C’est une bataille judiciaire d’envergure qui s’ouvre ce matin devant le Tribunal administratif du travail (TAT) du Québec. En toile de fond : la fermeture controversée de sept entrepôts d’Amazon dans la province, dont celui de Laval, seul à avoir été officiellement syndiqué. À l’origine du recours, la Confédération des syndicats nationaux (CSN), qui dénonce une manœuvre antisyndicale flagrante de la part du géant américain du commerce en ligne.

Le dossier, complexe, soulève des enjeux majeurs à la fois juridiques, économiques et sociaux. En effet, la CSN demande non seulement la réouverture des entrepôts visés, mais exige également plus d’un an de salaire pour chaque travailleur affecté, en plus de dommages moraux et exemplaires.

Étape procédurale

Les débats débute ce matin avec l’examen d’une requête en rejet sommaire déposée par Amazon. L’entreprise souhaite circonscrire la procédure au seul entrepôt syndiqué de Laval, estimant que les six autres — non syndiqués — ne relèvent pas de la même logique. Un argument que la CSN rejette vigoureusement. Selon la centrale, les campagnes de syndicalisation en cours dans les autres entrepôts ont été brutalement interrompues par des fermetures soudaines, privant ainsi des centaines de travailleuses et travailleurs de leurs droits les plus fondamentaux.

« Il s’agit d’un geste d’une brutalité inouïe, qui trahit l’intention manifeste d’écraser toute tentative d’organisation syndicale, » dénonce Caroline Senneville, présidente de la CSN. « Nous avons bon espoir que le Tribunal reconnaîtra la nature profondément antisyndicale de ces fermetures. »

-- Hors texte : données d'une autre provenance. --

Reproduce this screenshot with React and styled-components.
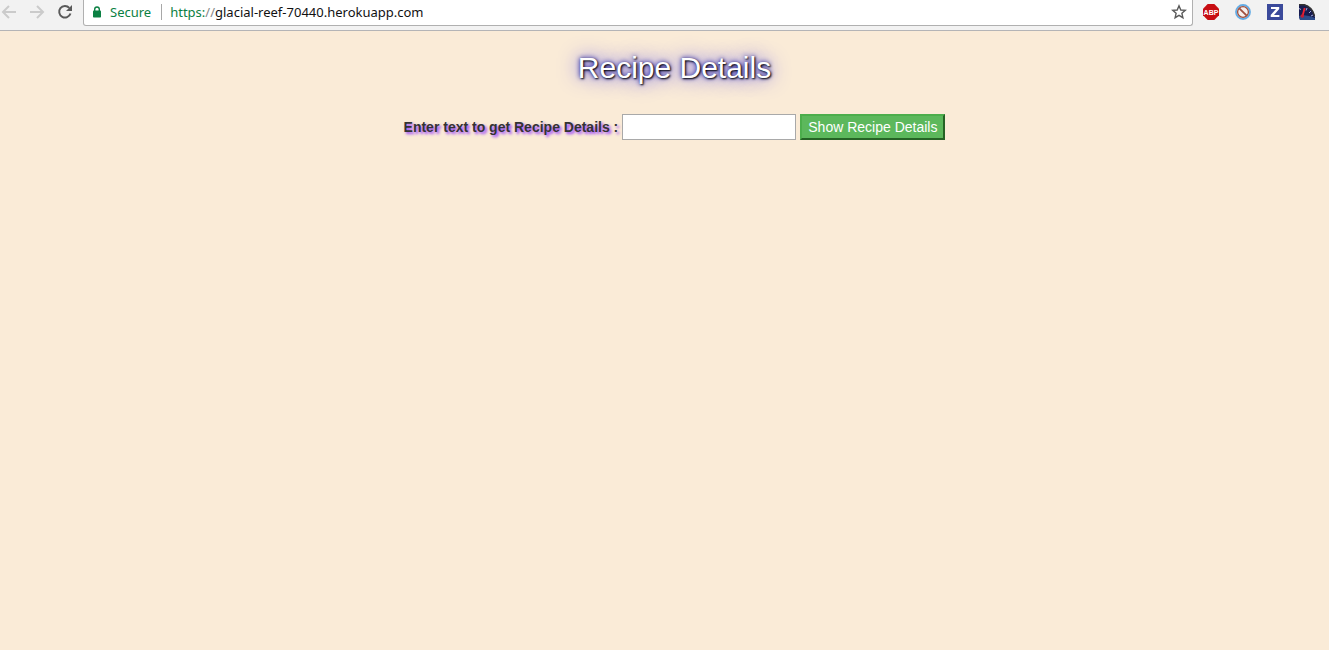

Une entreprise sur la défensive

Amazon, de son côté, s’efforce de limiter la portée du litige. L’entreprise a également demandé au Tribunal d’écarter toute preuve susceptible de faire référence à sa réputation antisyndicale hors Québec, cherchant ainsi à éviter que le procès ne prenne une dimension plus globale et symbolique.

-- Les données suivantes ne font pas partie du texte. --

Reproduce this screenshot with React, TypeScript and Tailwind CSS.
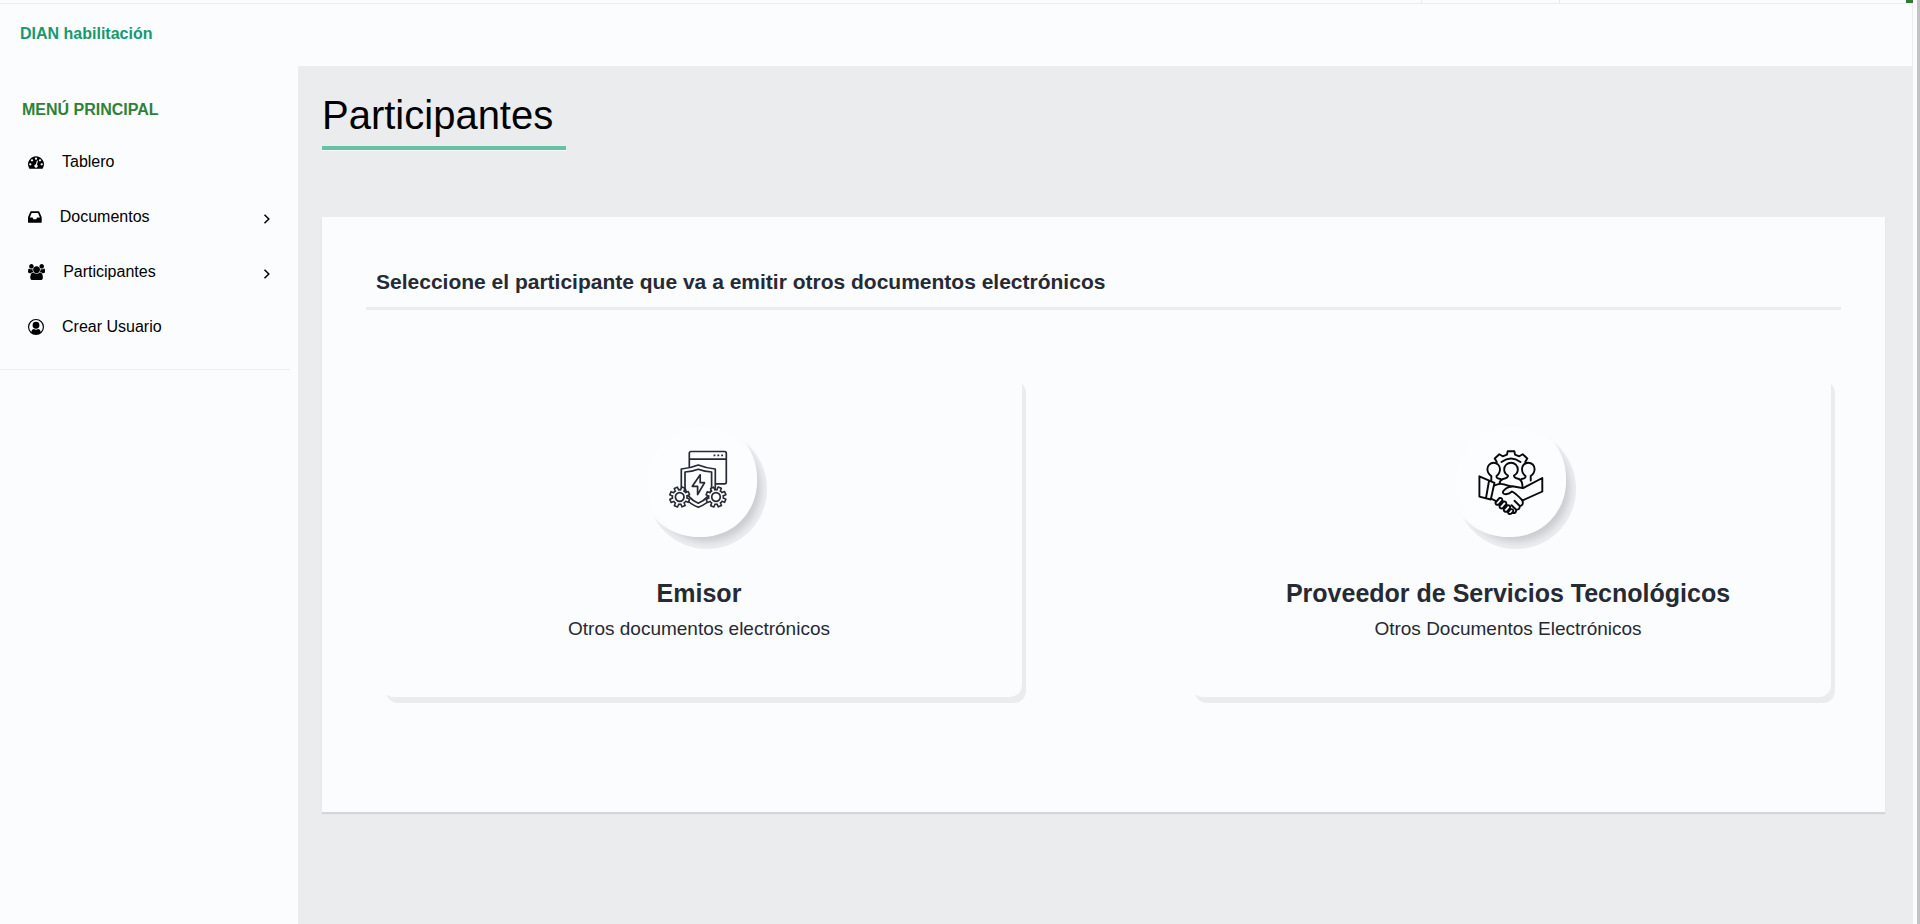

Cette stratégie judiciaire souligne l’inconfort d’un géant mondial confronté à des mécanismes de droit du travail plus rigoureux qu’ailleurs. Le Québec, avec ses traditions syndicales solidement ancrées, pourrait bien devenir un laboratoire de résistance face à certaines pratiques de l’économie numérique.

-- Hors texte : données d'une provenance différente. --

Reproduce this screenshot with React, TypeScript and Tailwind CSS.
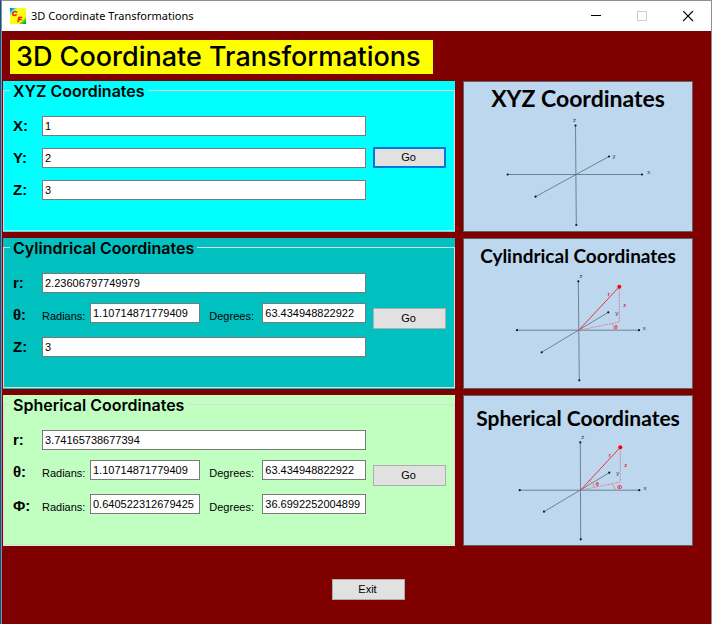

Mobilisation politique et citoyenne

Au-delà du terrain juridique, la contestation s’étend. La récente enquête NETendances révélait qu’un Québécois sur deux avait réduit, voire cessé, ses achats sur Amazon. Dans la foulée, plusieurs municipalités — dont Québec, Sherbrooke et Gatineau — ont annoncé des mesures concrètes visant à restreindre leurs achats auprès de l’entreprise. Une vague de boycotts qui témoigne d’un malaise croissant au sein de la population face à l’attitude perçue comme hégémonique et peu respectueuse des droits des travailleurs de la multinationale fondée par Jeff Bezos.

Un précédent aux répercussions nationales

Si le Tribunal donne raison à la CSN, les conséquences pourraient être considérables, bien au-delà des frontières du Québec. Une telle décision créerait un précédent pour d’autres provinces canadiennes — et potentiellement pour d’autres juridictions dans le monde — où Amazon est régulièrement critiquée pour ses pratiques sociales.

Pour l’heure, les regards restent braqués sur le TAT, qui aura à trancher un conflit emblématique de notre époque, entre libertés économiques des géants du numérique et défense des droits fondamentaux des travailleuses et travailleurs.